Le retour de manivelle d’un tel évènement, organisé à coup d’investissements colossaux, s’évalue judicieusement autour de l’augmentation du taux de croissance, compte tenu des effets d’engrenage positifs qui communiquent dans le domaine du marketing, des affaires, de la haute finance, appelant les investissements lorsque l’image sait se vendre. Ces acquis peuvent également ne pas être productifs, si les stratégies de communication n’ont pas été adéquates ou pensées, dans la prospective de dividendes clairement identifiés. Cela participe d’une coordination en amont du gouvernement, qui propose les différentes interfaces multisectorielles susceptibles de capter tout investissement. Le concept a été de situer le Cameroun sur une orbite planétaire dénuée d’encombrements inappropriés, surtout lorsqu’ils émanent de nationaux aux ambitions politiques sans discernement de l’intérêt de la patrie. Une incongruité idéologique dirions-nous, mais plus, une posture dissonante dans une période où tout un peuple devrait être à l’unisson, où toute victoire serait celle du Cameroun tout court. Sur le plan économique, les retombées sont déjà plus évidentes pour les commerces informels qui ont vu leurs chiffres d’affaires augmenter significativement.
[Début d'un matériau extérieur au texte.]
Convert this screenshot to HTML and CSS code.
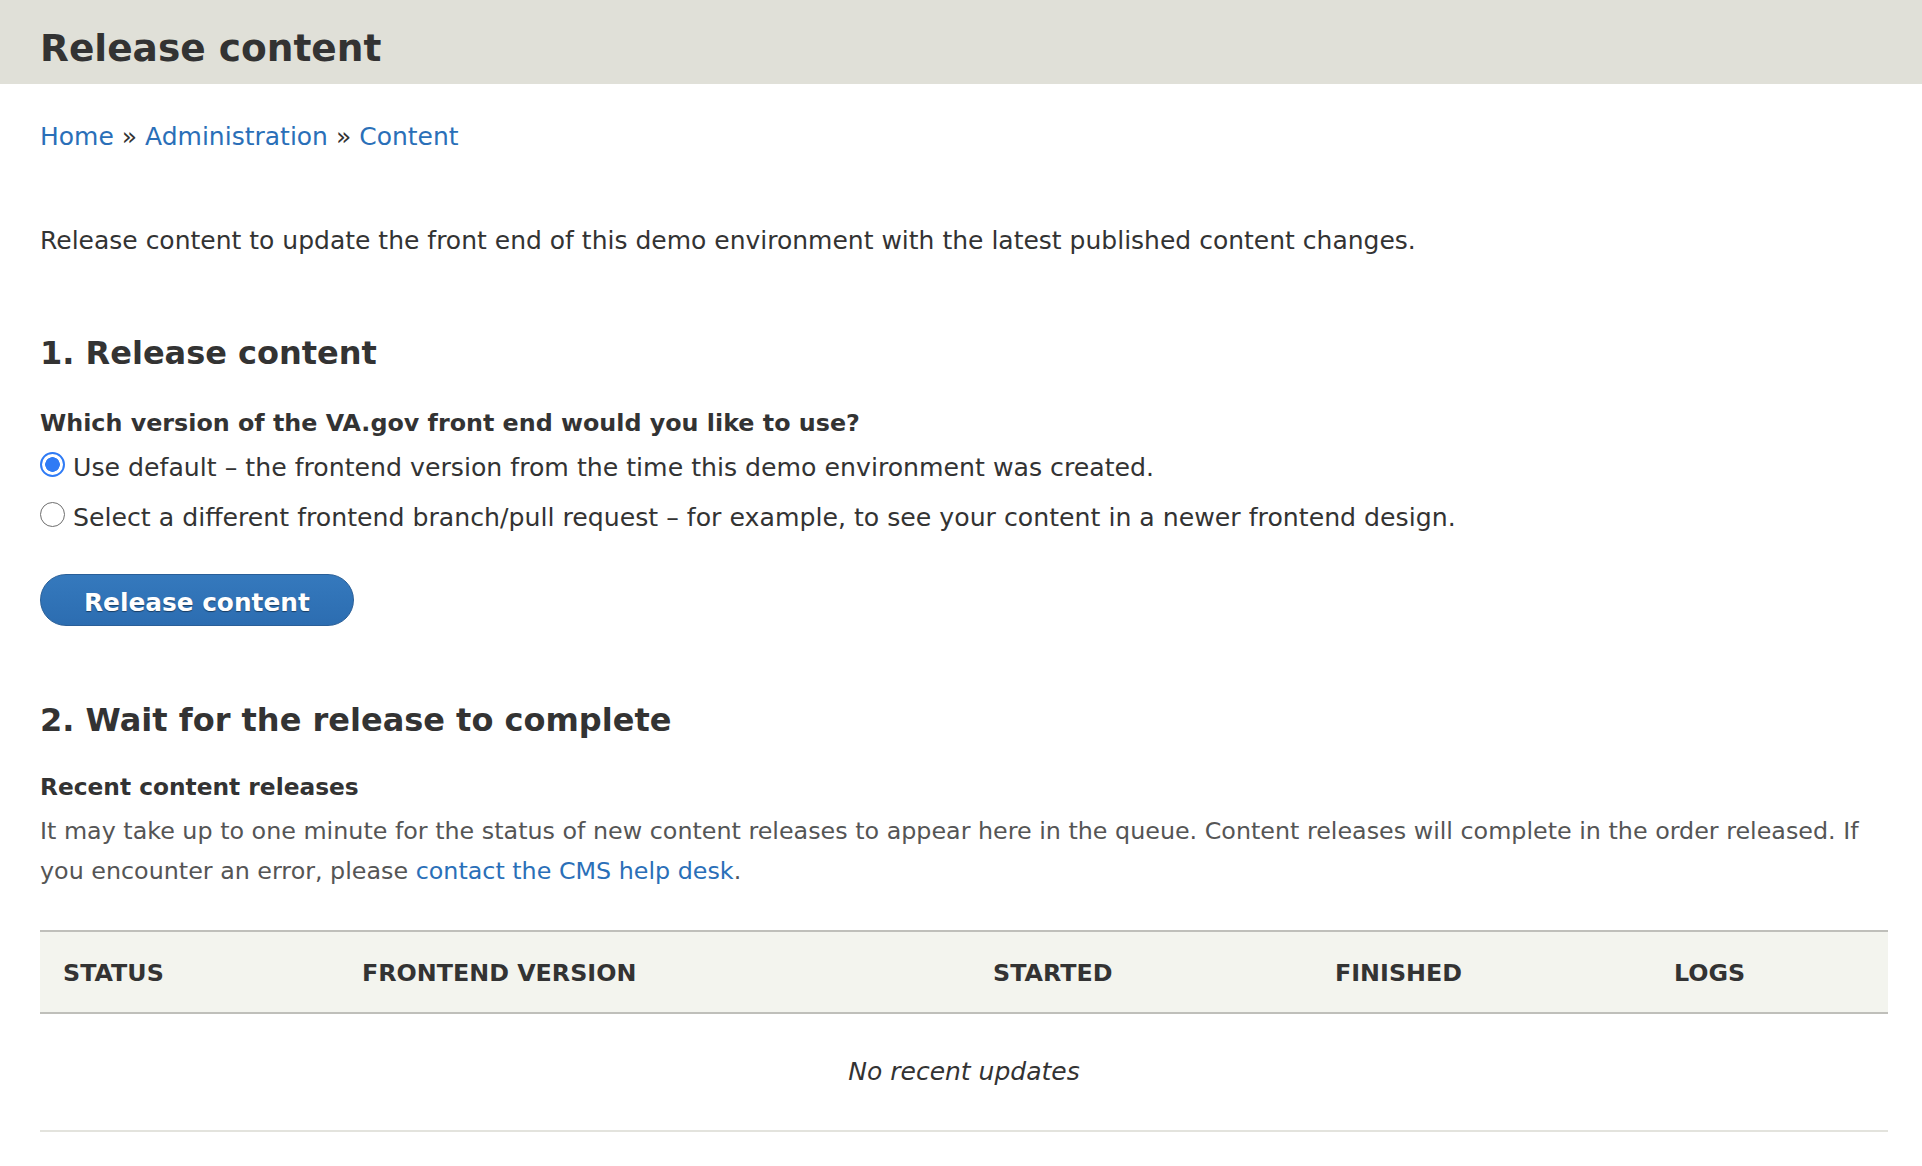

L’État quant à lui a investi et va récolter un capital inestimable, celui d’une nation plongée dans une conjoncture économique et sécuritaire délicate, mais qui a su faire face. Cette résilience est une perspective heureuse qui crée un tropisme vers le Cameroun, pays qui a rehaussé son autonomie stratégique, avec en prime la sauvegarde jalouse de sa souveraineté. Les autres sons de cloche ne sont qu’un tintamarre exécuté par de mauvais musiciens. Toutefois, les infimes scandales qui ont émaillé cette compétition ne doivent pas être abandonnés dans les pertes et profits, mais solutionnés à chaque niveau de compétence, tout comme le retour d’expérience, qui est d’ailleurs une boussole à suivre si l’on voudrait côtoyer la perfection. Bravo au pays des Lions indomptables !!!